Mentionnons également la présentation très détaillée de l’historique de la découverte de la vaccination, avec le rôle de Lady Montagu, épouse de l’ambassadeur de Grande-Bretagne à Constantinople, au début du XVIIIe siècle, le rôle du docteur Edward Jenner à la fin de ce même siècle, et bien sûr les différentes étapes de la mise au point des premiers vaccins par Pasteur en 1885.

Deux imprécisions peuvent toutefois être signalées, l’une d’ordre historique, l’autre, plus importante, d’ordre « technique ». Actuellement, les présentations orales sèches unitaires sont les gélules, les comprimés et les sachets. Les cachets, formés de deux cupules en pain azyme, cachetées, ont été abandonnés dans les années 1970, date d’apparition des gélules (rappelons toutefois que le livre couvre la période précédant les cinq dernières décennies).

Le terme « sérum », largement utilisé à tort dans cet ouvrage comme dans de nombreux médias pour parler de vaccins, crée une confusion. Ces deux médications sont très différentes. Les vaccins correspondent à une préparation élaborée à partir de germes (virus, bactéries ou leurs constituants antigéniques). Ils ont pour objectif de développer des anticorps spécifiques chez le sujet auquel ils sont injectés, dans un but de prévention en cas de contamination future par l’agent pathogène ciblé. Les sérums, au contraire, sont des préparations à base d’anticorps spécifiques. Leur injection a pour objectif de suppléer l’absence ou l’insuffisance de synthèse d’anticorps spécifiques par le sujet. Historiquement, ils étaient préparés à partir de sang de cheval pré-immunisé. Aujourd’hui, ils peuvent être remplacés par des anticorps monoclonaux obtenus par synthèse biologique. Dans cette « petite histoire », ce n’est pas du sérum qu’il est question, mais seulement des vaccins.

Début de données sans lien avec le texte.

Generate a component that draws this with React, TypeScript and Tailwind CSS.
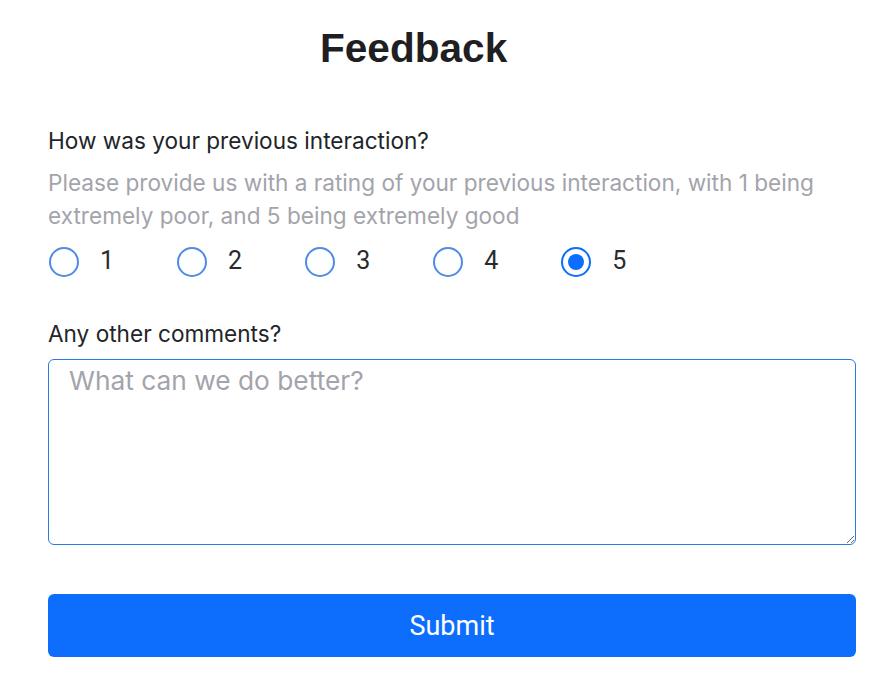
import { useState } from "react";

const ratings = [1, 2, 3, 4, 5];

function Radio({ checked }: { checked: boolean }) {
  if (checked) {
    return (
      <span className="flex h-[30px] w-[30px] items-center justify-center rounded-full border-2 border-[#0d6efd] bg-white">
        <span className="h-[16px] w-[16px] rounded-full bg-[#0d6efd]" />
      </span>
    );
  }
  return <span className="block h-[30px] w-[30px] rounded-full border-2 border-[#4f8ce6] bg-white" />;
}

export default function App() {
  const [rating, setRating] = useState(5);

  return (
    <div className="min-h-screen bg-white pt-[25px] pl-[48px] pr-[26px] font-['Inter',sans-serif] text-[#212529]">
      <h1 className="ml-[272px] font-['Liberation_Sans',Arial,sans-serif] text-[40.6px] font-bold leading-[46px] text-[#1f1f23]">
        Feedback
      </h1>

      <p className="mt-[55px] text-[22.6px] leading-[30px]">How was your previous interaction?</p>
      <p className="mt-[10px] text-[22.6px] leading-[33px] text-[#a3a4ab]">
        Please provide us with a rating of your previous interaction, with 1 being extremely poor, and 5 being extremely good
      </p>

      <div className="mt-[15px] flex items-center gap-[63px] pl-[1px]">
        {ratings.map((r) => (
          <label key={r} className="flex cursor-pointer items-center" onClick={() => setRating(r)}>
            <Radio checked={rating === r} />
            <span className="ml-[21px] -mt-[3px] font-['Roboto',sans-serif] text-[25px] leading-[30px] text-[#2b2b2b]">
              {r}
            </span>
          </label>
        ))}
      </div>

      <p className="mt-[42px] text-[22.6px] leading-[30px]">Any other comments?</p>

      <textarea
        placeholder="What can we do better?"
        className="mt-[10px] block h-[186px] w-full rounded-[6px] border border-[#2d79e0] px-[20px] pt-[4px] font-['Inter',sans-serif] text-[26.3px] leading-[34px] outline-none placeholder:text-[#a3a4ab]"
      />

      <button className="mt-[49px] h-[63px] w-full rounded-[6px] bg-[#0d6efd] pt-[2px] font-['Roboto',sans-serif] text-[27px] text-white">
        Submit
      </button>
    </div>
  );
}
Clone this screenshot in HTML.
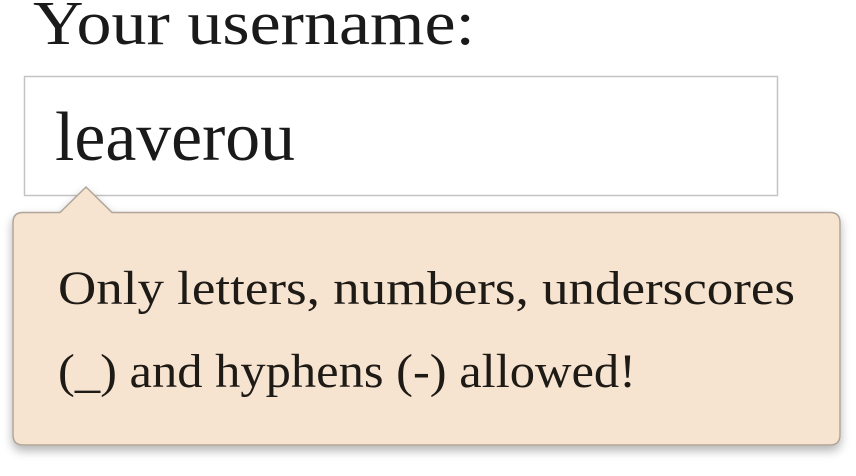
<!DOCTYPE html>
<html><head><style>
html,body{margin:0;padding:0;background:#fff;width:856px;height:476px;overflow:hidden}
</style></head><body>
<svg width="856" height="476" viewBox="0 0 856 476" xmlns="http://www.w3.org/2000/svg">
<defs>
<filter id="sh" x="-10%" y="-10%" width="120%" height="130%">
<feGaussianBlur in="SourceAlpha" stdDeviation="5"/>
<feOffset dy="5" result="b"/>
<feComponentTransfer><feFuncA type="linear" slope="0.3"/></feComponentTransfer>
<feMerge><feMergeNode/><feMergeNode in="SourceGraphic"/></feMerge>
</filter>
</defs>
<text x="33" y="44" font-family="Liberation Serif, serif" font-size="62" fill="#1a1a1a" textLength="442" lengthAdjust="spacingAndGlyphs">Your username:</text>
<rect x="24.5" y="76.5" width="753" height="119" fill="#fff" stroke="#c4c4c4" stroke-width="1.5"/>
<text x="55" y="160" font-family="Liberation Serif, serif" font-size="70" fill="#1a1a1a" textLength="240" lengthAdjust="spacingAndGlyphs">leaverou</text>
<path d="M23 212.5 L60 212.5 L86 187 L112 212.5 L830 212.5 Q840 212.5 840 222.5 L840 435 Q840 445 830 445 L23 445 Q13 445 13 435 L13 222.5 Q13 212.5 23 212.5 Z" fill="#f7e4d0" stroke="#b0a598" stroke-width="1.5" filter="url(#sh)"/>
<text x="58" y="304" font-family="Liberation Serif, serif" font-size="48" fill="#1e1a16" textLength="737" lengthAdjust="spacingAndGlyphs">Only letters, numbers, underscores</text>
<text x="58" y="387" font-family="Liberation Serif, serif" font-size="48" fill="#1e1a16" textLength="578" lengthAdjust="spacingAndGlyphs">(_) and hyphens (-) allowed!</text>
</svg>
</body></html>
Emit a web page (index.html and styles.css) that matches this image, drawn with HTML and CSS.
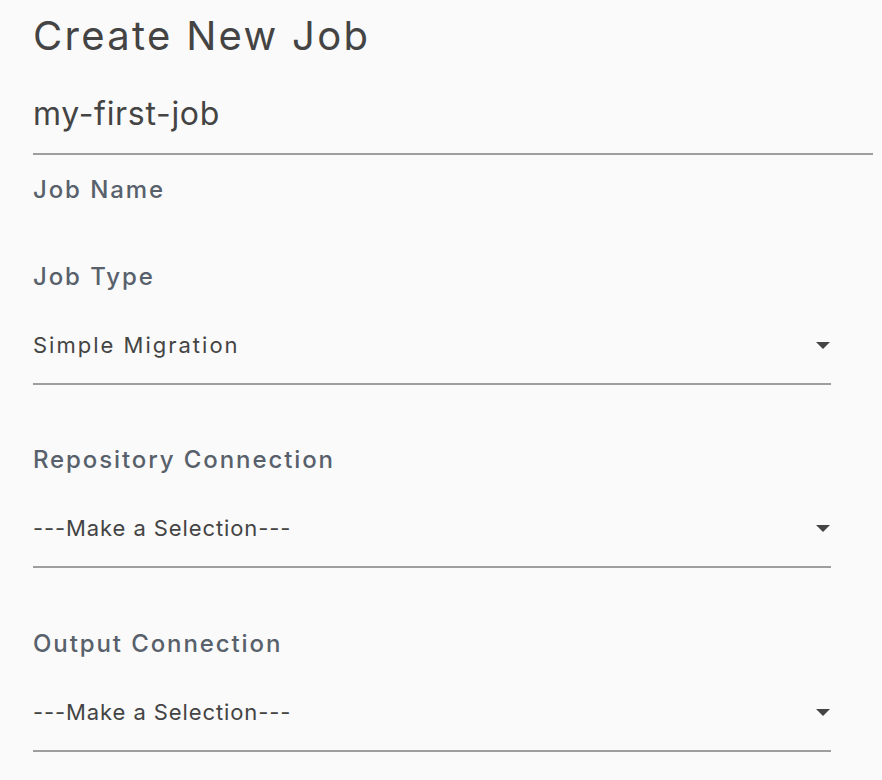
FILE: index.html
```html
<!DOCTYPE html>
<html lang="en">
<head>
<meta charset="utf-8">
<title>Create New Job</title>
<link rel="stylesheet" href="styles.css">
</head>
<body>
<main class="page">
  <h1 class="title">Create New Job</h1>

  <div class="text-field">
    <div class="text-input">my-first-job</div>
    <label class="field-label field-label--below">Job Name</label>
  </div>

  <div class="select-field">
    <label class="field-label">Job Type</label>
    <div class="select">
      <span class="select-value">Simple Migration</span>
      <svg class="select-arrow" width="14" height="7" viewBox="0 0 14 7" aria-hidden="true"><path d="M0 0H14L7 7Z"/></svg>
    </div>
  </div>

  <div class="select-field">
    <label class="field-label">Repository Connection</label>
    <div class="select">
      <span class="select-value select-value--placeholder">---Make a Selection---</span>
      <svg class="select-arrow" width="14" height="7" viewBox="0 0 14 7" aria-hidden="true"><path d="M0 0H14L7 7Z"/></svg>
    </div>
  </div>

  <div class="select-field">
    <label class="field-label">Output Connection</label>
    <div class="select">
      <span class="select-value select-value--placeholder">---Make a Selection---</span>
      <svg class="select-arrow" width="14" height="7" viewBox="0 0 14 7" aria-hidden="true"><path d="M0 0H14L7 7Z"/></svg>
    </div>
  </div>
</main>
</body>
</html>
```

FILE: styles.css
```css
html, body {
  margin: 0;
  padding: 0;
  background: #fafafa;
}

body {
  font-family: Inter, "Open Sans", sans-serif;
  color: #444444;
}

.page {
  padding: 12px 9px 0 33px;
  display: flex;
  flex-direction: column;
}

.title {
  margin: 0;
  font-size: 40px;
  line-height: 48px;
  font-weight: 400;
  letter-spacing: 2.3px;
  color: #444444;
}

.text-field {
  margin-top: 34px;
  display: flex;
  flex-direction: column;
}

.text-input {
  font-size: 32px;
  line-height: 40px;
  letter-spacing: 0.7px;
  padding-bottom: 19px;
  border-bottom: 2px solid #9e9e9e;
  color: #444444;
}

.field-label {
  font-size: 24px;
  line-height: 28px;
  font-weight: 500;
  letter-spacing: 1.9px;
  color: #58616b;
}

.field-label--below {
  margin-top: 21px;
}

.select-field {
  margin-top: 59px;
  width: 95%;
  display: flex;
  flex-direction: column;
}

.select-field + .select-field {
  margin-top: 61px;
}

.select-field:last-child {
  margin-top: 62px;
}

.select {
  margin-top: 40px;
  display: flex;
  align-items: center;
  justify-content: space-between;
  padding-bottom: 24px;
  border-bottom: 2px solid #9e9e9e;
}

.select-value {
  font-size: 22px;
  line-height: 28px;
  letter-spacing: 2px;
  color: #444444;
}

.select-value--placeholder {
  letter-spacing: 0.9px;
}

.select-arrow {
  fill: #444444;
  margin-right: 1px;
}
```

Mis à part ces deux objections, ce livre mérite pleinement d’être lu pour les informations historiques riches, détaillées et pointues qui sont présentées ; il permet d’apprécier la distance séparant l’époque de ces découvertes de la recherche médicale actuelle qui bénéficie des progrès scientifiques des dernières décennies. C’est un ouvrage attractif, dont l’écriture est fluide et agréable à lire.